Picking up after the adventures of the first Mirror Mysteries, The Mirror Mysteries: Forgotten Kingdoms sees Tommy all grown up and in a spot of trouble as he’s sucked into a magical mirror that wishes to destroy all worlds, including your own. You’re an investigator hired by Tommy’s sister to solve the mystery of her brother’s disappearance, but you’ll need to save yourself before you can worry about anyone else.

The Mirror Mysteries: Forgotten Kingdoms is an incredibly short, fragmented object game that can be completed in less than three hours. The game is separated into worlds that must be completed one at a time by collecting shattered pieces of mirrors in each world. Whether you’re in a mechanical city in the sky or a jungle filled with talking hummingbirds and tree houses, the gameplay in each mirror world remains the same, as you’ll enter into each fragmented object scene and will need to complete the repairs of tools or machines in a specific order to finish them off.

The Mirror Mysteries: Forgotten Kingdoms

The fragmented objects are scattered around the screen as in other hidden object games, but instead of text lists, you find objects based on their actual appearances. While many of these items are straightforward tools like pruning shears or mechanical levers, some are quite odd and it’s hard to tell what to do with them once they’re completed. The hint meter recharges quite slowly even on the game’s easier of two difficulty settings, and while you can hover your mouse over the scene to find an outline of where a completed tool will eventually need to go, some of these “hover spots” are so tiny that you may miss them if you’re not overly thorough.

Outside of these fragmented object scenes, you’ll complete the occasional puzzle, with many having a desperate need for more instructions. Some, like jigsaw puzzles, are, again, straightforward, but others come with one sentence of instructions and nothing else. If you can’t figure them out, you can skip the puzzles entirely to move on, but that shouldn’t have to be the case.

The Mirror Mysteries: Forgotten Kingdoms

Since each mirror world is so small, the game is heavily linear, and backtracking never really becomes a problem. Still, there’s no map or really any bells and whistles available outside of the expected journal and hint button. Even the game’s difficulty settings aren’t given any description as to what really makes them different. The settings in The Mirror Mysteries: Forgotten Kingdoms are interesting and nicely drawn, but the overall game is so basic that it doesn’t take advantage of its overall potential.
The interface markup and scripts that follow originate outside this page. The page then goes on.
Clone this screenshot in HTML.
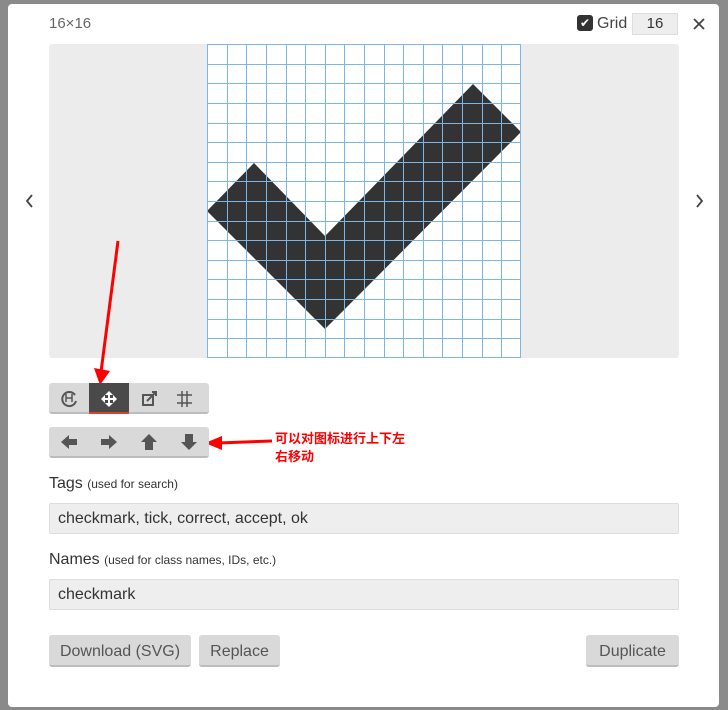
<!DOCTYPE html>
<html><head><meta charset="utf-8"><style>
body{margin:0;width:728px;height:710px;background:#8a8a8a;position:relative;overflow:hidden;font-family:"Liberation Sans","Noto Sans CJK SC",sans-serif;color:#444}
.modal{position:absolute;left:8px;top:4px;width:711px;height:703px;background:#fff;border-radius:4px}
.a{position:absolute}
.btn{position:absolute;background:#d9d9d9;border-bottom:2px solid #bcbcbc;border-radius:3px;font-size:16px;color:#555;text-align:center;box-sizing:border-box}
.inp{position:absolute;left:49px;width:630px;height:31px;background:#eee;border:1px solid #ddd;box-sizing:border-box;font-size:16px;color:#333;padding:6px 8px;border-radius:2px}
.lbl{position:absolute;left:49px;font-size:16px;color:#333}
.lbl small{font-size:12px}
</style></head><body>
<div class="modal"></div>
<svg class="a" style="left:0;top:0" width="728" height="710">
<rect x="49" y="44" width="630" height="314" rx="3" fill="#ececec"/>
<path d="M694 19l10 10M704 19l-10 10" stroke="#444" stroke-width="1.8"/>
<rect x="207" y="44" width="314" height="314" fill="#fff"/>
<polygon points="207,211 254,163 325,236 473,84 521,132 325,329" fill="#333"/>
<g stroke="#7ab6e6" stroke-width="1">
<path d="M207.5 44v314M227.5 44v314M246.5 44v314M266.5 44v314M286.5 44v314M305.5 44v314M325.5 44v314M344.5 44v314M364.5 44v314M384.5 44v314M403.5 44v314M423.5 44v314M442.5 44v314M462.5 44v314M482.5 44v314M501.5 44v314M520.5 44v314"/>
<path d="M207 44.5h314M207 64.5h314M207 83.5h314M207 103.5h314M207 123.5h314M207 142.5h314M207 162.5h314M207 181.5h314M207 201.5h314M207 221.5h314M207 240.5h314M207 260.5h314M207 279.5h314M207 299.5h314M207 319.5h314M207 338.5h314M207 357.5h314"/>
</g>
<path d="M32 195l-5 6 5 6M697 195l5 6-5 6" stroke="#444" stroke-width="1.8" fill="none"/>
<path d="M118 241L101 372" stroke="#f00" stroke-width="3"/>
<polygon points="94,368 110,371 100,385" fill="#f00"/>
<path d="M272 441L218 443" stroke="#f00" stroke-width="3"/>
<polygon points="205,443 222,436 222,450" fill="#f00"/>
</svg>
<div class="a" style="left:49px;top:15px;font-size:15px;color:#666">16×16</div>
<div class="a" style="left:577px;top:15px;width:16px;height:16px;background:#333;border-radius:3px;color:#fff;font-size:12px;text-align:center;line-height:16px">✔</div>
<div class="a" style="left:597px;top:15px;font-size:16px;color:#444">Grid</div>
<div class="a" style="left:632px;top:13px;width:46px;height:22px;background:#eee;border:1px solid #ddd;box-sizing:border-box;text-align:center;font-size:15px;line-height:20px;color:#333">16</div>
<div class="btn" style="left:49px;top:383px;width:160px;height:31px"></div>
<div class="a" style="left:89px;top:383px;width:40px;height:29px;background:#4a4a4a;border-bottom:2px solid #e04030"></div>
<svg class="a" style="left:49px;top:383px" width="160" height="31">
<g stroke="#555" stroke-width="2" fill="none"><path d="M26 12a7 7 0 1 0 1 6"/><path d="M17 11v8M23 11v8M17 15h6" stroke-width="1.5"/><rect x="94" y="12" width="10" height="10"/><path d="M98 18l9-9M103 9h4v4"/><path d="M133 8v16M138 8v16M128 12h15M128 20h15" stroke-width="1.5"/></g>
<path d="M60 8l4 4h-3v3h3v-3l4 4-4 4v-3h-3v3h3l-4 4-4-4h3v-3h-3v3l-4-4 4-4v3h3v-3h-3z" fill="#fff"/>
</svg>
<div class="btn" style="left:49px;top:427px;width:160px;height:31px"></div>
<svg class="a" style="left:49px;top:427px" width="160" height="31">
<g fill="#555"><polygon points="12,15 20,8 20,12 28,12 28,18 20,18 20,22"/><polygon points="68,15 60,8 60,12 52,12 52,18 60,18 60,22"/><polygon points="100,7 108,15 104,15 104,23 96,23 96,15 92,15"/><polygon points="140,23 148,15 144,15 144,7 136,7 136,15 132,15"/></g>
</svg>
<div class="a" style="left:275px;top:430px;font-size:13px;font-weight:bold;color:#f00;line-height:18px">可以对图标进行上下左<br>右移动</div>
<div class="lbl" style="top:475px">Tags <small>(used for search)</small></div>
<div class="inp" style="top:503px">checkmark, tick, correct, accept, ok</div>
<div class="lbl" style="top:551px">Names <small>(used for class names, IDs, etc.)</small></div>
<div class="inp" style="top:579px">checkmark</div>
<div class="btn" style="left:49px;top:635px;width:142px;height:32px;line-height:33px">Download (SVG)</div>
<div class="btn" style="left:199px;top:635px;width:81px;height:32px;line-height:33px">Replace</div>
<div class="btn" style="left:586px;top:635px;width:93px;height:32px;line-height:33px">Duplicate</div>
</body></html>
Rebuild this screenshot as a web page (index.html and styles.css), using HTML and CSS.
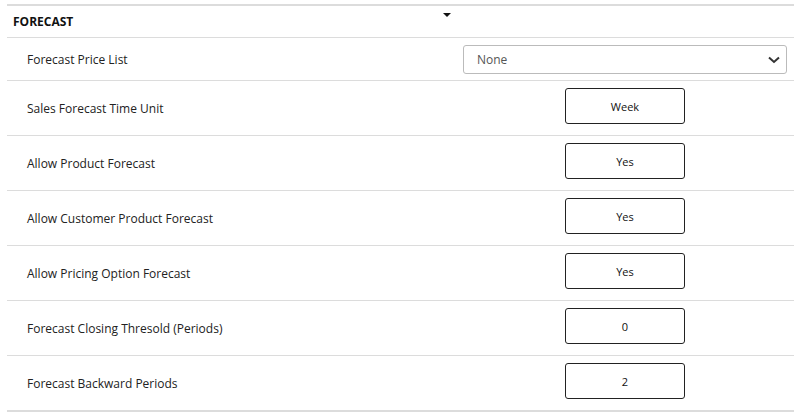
FILE: index.html
```html
<!DOCTYPE html>
<html>
<head>
<meta charset="utf-8">
<link rel="stylesheet" href="styles.css">
</head>
<body>
<div class="panel">
  <div class="panel-head">
    <div class="title">FORECAST</div>
    <div class="caret"></div>
  </div>
  <div class="row row-first">
    <div class="label">Forecast Price List</div>
    <div class="value">
      <div class="select">
        <span>None</span>
        <svg class="chev" width="14" height="8" viewBox="0 0 14 8"><path d="M2 1.5 L7 6 L12 1.5" fill="none" stroke="#333" stroke-width="2"/></svg>
      </div>
    </div>
  </div>
  <div class="row">
    <div class="label">Sales Forecast Time Unit</div>
    <div class="value"><div class="box">Week</div></div>
  </div>
  <div class="row">
    <div class="label">Allow Product Forecast</div>
    <div class="value"><div class="box">Yes</div></div>
  </div>
  <div class="row">
    <div class="label">Allow Customer Product Forecast</div>
    <div class="value"><div class="box">Yes</div></div>
  </div>
  <div class="row">
    <div class="label">Allow Pricing Option Forecast</div>
    <div class="value"><div class="box">Yes</div></div>
  </div>
  <div class="row">
    <div class="label">Forecast Closing Thresold (Periods)</div>
    <div class="value"><div class="box">0</div></div>
  </div>
  <div class="row row-last">
    <div class="label">Forecast Backward Periods</div>
    <div class="value"><div class="box">2</div></div>
  </div>
</div>
</body>
</html>
```
FILE: styles.css
```css
html, body {
  margin: 0;
  padding: 0;
  background: #fff;
}
body {
  font-family: "Open Sans", "Segoe UI", sans-serif;
  font-size: 12px;
  color: #222;
}
.panel {
  margin: 4px 0 0 7px;
  width: 787px;
  border-top: 2px solid #dcdcdc;
  border-bottom: 2px solid #dcdcdc;
}
.panel-head {
  display: grid;
  grid-template-columns: 436px 8px;
  height: 31px;
  border-bottom: 1px solid #dcdcdc;
}
.title {
  font-weight: bold;
  font-size: 12px;
  color: #111;
  padding-left: 6px;
  line-height: 31px;
}
.caret {
  margin-top: 7px;
  width: 0;
  height: 0;
  border-left: 4px solid transparent;
  border-right: 4px solid transparent;
  border-top: 4px solid #111;
}
.row {
  display: grid;
  grid-template-columns: 456px 324px;
  height: 54px;
  border-bottom: 1px solid #dcdcdc;
  align-items: center;
}
.row-last {
  border-bottom: none;
}
.row-first {
  height: 42px;
}
.label {
  padding-left: 20px;
  color: #222;
}
.value {
  display: flex;
  justify-content: center;
}
.select {
  width: 100%;
  box-sizing: border-box;
  height: 29px;
  border: 1px solid #bbb;
  border-radius: 3px;
  display: flex;
  align-items: center;
  justify-content: space-between;
  padding: 1px 5px 0 13px;
  color: #555;
}
.chev {
  display: block;
}
.box {
  width: 120px;
  height: 36px;
  box-sizing: border-box;
  border: 1px solid #222;
  border-radius: 3px;
  display: flex;
  align-items: center;
  justify-content: center;
  color: #111;
  font-size: 11px;
  margin-bottom: 4px;
}
```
The Mirror Mysteries: Forgotten Kingdoms suffers a bit on a technical level as well. While the cutscenes are nicely animated (save for some occasional graphical tearing) and come with complete voice work, finding items tends to be slower than it needs to be due to the game’s insistence on playing a lengthy sound clip each time they’re discovered. It seems that regardless of how many times you may click on an object or an “x” to close a window, it never really will close until the game falls back silent, or even a few seconds later. If anything, this makes the game longer than it would have been otherwise, and the game needs all of the length it can get. Still, making players annoyed with your user interface probably isn’t the best choice in the long run.

The Mirror Mysteries: Forgotten Kingdoms

As a sequel, it’s nice that The Mirror Mysteries: Forgotten Kingdoms doesn’t require you to have played the first game in order to understand the storyline here, but unless you’re a fan of the first game anyway, this sequel doesn’t really do anything to draw you in. With a more polished user interface and more helpful hint buttons or puzzle instructions, this one could have been a nice way to spend a few hours, but its short length compounded with these issues makes the game completely average and nothing more.